Exercise aim:
Check each line of the listing below for the string "React", and give only how many lines hold it.

* start *

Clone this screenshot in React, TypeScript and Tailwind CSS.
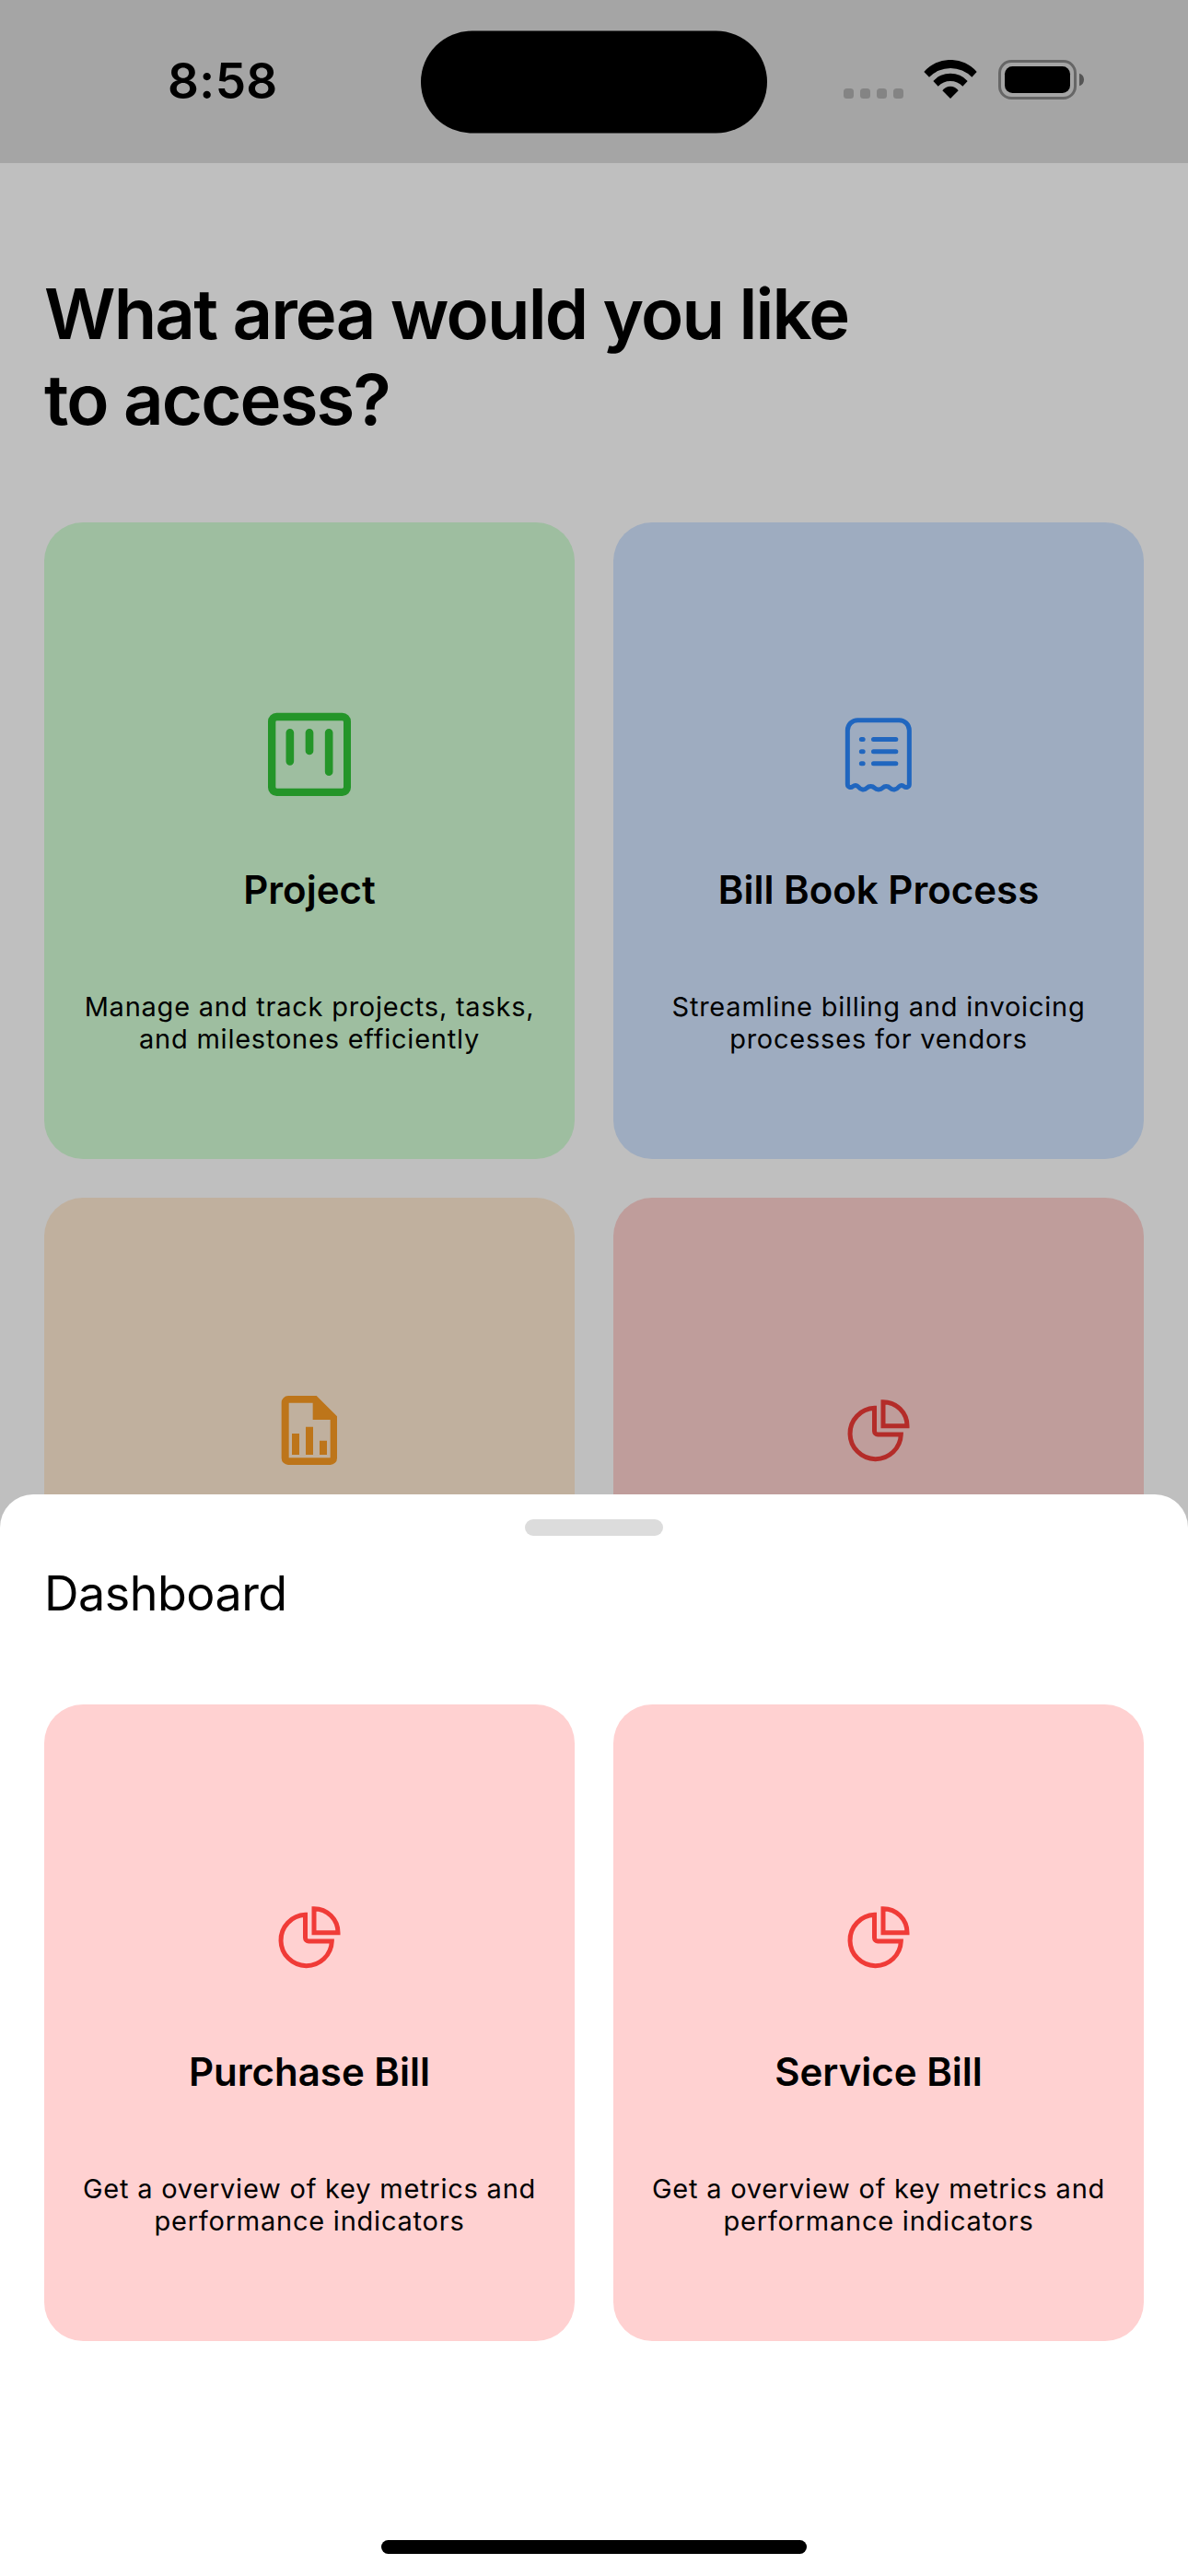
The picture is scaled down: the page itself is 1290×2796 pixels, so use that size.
import React from "react";

function ProjectIcon() {
  return (
    <svg className="size-[100px]" viewBox="78 87 300 300" fill="none" stroke="#249529" strokeWidth="26" strokeLinecap="round">
      <path fill="#249529" stroke="none" fillRule="evenodd" d="M121 101H335A28 28 0 0 1 363 129V344A28 28 0 0 1 335 372H121A28 28 0 0 1 93 344V129A28 28 0 0 1 121 101ZM122 127Q118 127 118 131V343Q118 347 122 347H335Q339 347 339 343V131Q339 127 335 127Z" />
      <path d="M164.500 166V259M228 166V225M291.500 166V293" />
    </svg>
  );
}

function BillIcon() {
  return (
    <svg className="size-[100px]" viewBox="72 87 300 300" fill="none" stroke="#2066BF" strokeWidth="15" strokeLinecap="round" strokeLinejoin="round">
      <path d="M121 334V158A33 33 0 0 1 154 125H289A33 33 0 0 1 322 158V334C322 344 311 346 305 341C300 336 293 336 288 342C280 352 267 354 259 346C252 339 242 339 235 346C228 353 216 353 209 346C202 339 191 339 184 346C176 354 164 352 156 342C151 336 144 336 138 341C132 346 121 344 121 334Z" />
      <path d="M166 187.500H171.500M166 227H171.500M166 266H171.500M205.500 187.500H278.500M205.500 227H278.500M205.500 266H278.500" />
    </svg>
  );
}

function ReportIcon() {
  return (
    <svg className="size-[100px]" viewBox="78 66 300 300" fill="#BD751A">
      <path fillRule="evenodd" d="M159 105H251L318 172V308A22 22 0 0 1 296 330H159A22 22 0 0 1 137 308V127A22 22 0 0 1 159 105ZM161 128V307H296V183H239V128Z" />
      <path d="M171 228H195V297H171ZM216 206H240V297H216ZM261 251H285V297H261Z" />
    </svg>
  );
}

function PieIcon({ color }: { color: string }) {
  return (
    <svg className="size-[100px]" viewBox="72 66 300 300" fill="none" stroke={color} strokeWidth="15">
      <path d="M208.500 145A83 83 0 1 0 295 231H220A11 11 0 0 1 208.500 220Z" />
      <path d="M237 125A78 78 0 0 1 315 203H237Z" />
    </svg>
  );
}

type CardProps = { bg: string; icon: React.ReactNode; title?: string; lines?: string[] };

function Card({ bg, icon, title, lines }: CardProps) {
  return (
    <div className={`flex h-[691px] flex-col items-center rounded-[42px] pt-[202px] text-center ${bg}`}>
      {icon}
      {title && <h2 className="mt-[72px] text-[42px] leading-[50px] font-semibold whitespace-nowrap">{title}</h2>}
      {lines && (
        <p className="mt-[84px] text-[29px] leading-[35px] tracking-[0.770px] whitespace-nowrap">
          {lines.map((line) => (
            <span key={line} className="block">{line}</span>
          ))}
        </p>
      )}
    </div>
  );
}

function StatusBar() {
  return (
    <header className="flex h-[177px] shrink-0 items-start bg-[#a5a5a5]">
      <div className="w-[457px] pt-[57px] pl-[182px] text-[53px] leading-[62px] font-semibold tracking-[0.400px]">8:58</div>
      <div className="mt-[33px] h-[111px] w-[376px] translate-y-[0.500px] rounded-full bg-black" />
      <div className="flex pt-[65px] pl-[83px]">
        <div className="mt-[31px] flex gap-[7px]">
          {[0, 1, 2, 3].map((n) => (
            <span key={n} className="size-[11px] rounded-[3.500px] bg-[#848484]" />
          ))}
        </div>
        <svg className="ml-[22px] h-[43px] w-[58px]" viewBox="370 75 174 129">
          <path d="M371 114A114 114 0 0 1 543 114L527 131A97 97 0 0 0 388 131Z" />
          <path d="M401 144A75 75 0 0 1 513 144L497 161A56 56 0 0 0 417 161Z" />
          <path d="M431 175A31 31 0 0 1 483 175L457 201Z" />
        </svg>
        <svg className="ml-[23px] h-[43px] w-[94px]" viewBox="612 75 282 129">
          <rect x="616.500" y="79.500" width="246" height="120" rx="38" fill="none" stroke="#666" strokeWidth="9" />
          <rect x="633" y="96" width="213" height="87" rx="25" />
          <path d="M876 119C896 124 896 155 876 160Z" fill="#555" />
        </svg>
      </div>
    </header>
  );
}

export default function App() {
  const overview = ["Get a overview of key metrics and", "performance indicators"];
  return (
    <div className="relative flex h-[2796px] w-[1290px] flex-col overflow-hidden bg-[#bfbfbf] font-['Inter',sans-serif] text-black">
      <StatusBar />
      <main className="px-12">
        <h1 className="mt-[117px] text-[76px] leading-[93px] font-semibold tracking-[-1.850px]">
          What area would you like
          <br />
          to access?
        </h1>
        <div className="mt-[87px] grid grid-cols-2 gap-[42px]">
          <Card bg="bg-[#9ebea0]" icon={<ProjectIcon />} title="Project" lines={["Manage and track projects, tasks,", "and milestones efficiently"]} />
          <Card bg="bg-[#9eacc0]" icon={<BillIcon />} title="Bill Book Process" lines={["Streamline billing and invoicing", "processes for vendors"]} />
          <Card bg="bg-[#c0b09e]" icon={<ReportIcon />} />
          <Card bg="bg-[#bf9d9b]" icon={<PieIcon color="#B42C29" />} />
        </div>
      </main>
      <section className="absolute inset-x-0 top-[1622px] bottom-0 flex flex-col rounded-t-[36px] bg-white px-12 pt-[27px]">
        <div className="h-[18px] w-[150px] self-center rounded-full bg-[#dcdcdc]" />
        <h2 className="mt-[32px] text-[52px] leading-[62px] tracking-[-0.500px]">Dashboard</h2>
        <div className="mt-[89px] grid grid-cols-2 gap-[42px]">
          <Card bg="bg-[#ffd1d1]" icon={<PieIcon color="#F03B37" />} title="Purchase Bill" lines={overview} />
          <Card bg="bg-[#ffd1d1]" icon={<PieIcon color="#F03B37" />} title="Service Bill" lines={overview} />
        </div>
        <div className="mt-auto mb-[24px] h-[15px] w-[462px] self-center rounded-full bg-black" />
      </section>
    </div>
  );
}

* end *

The output:
3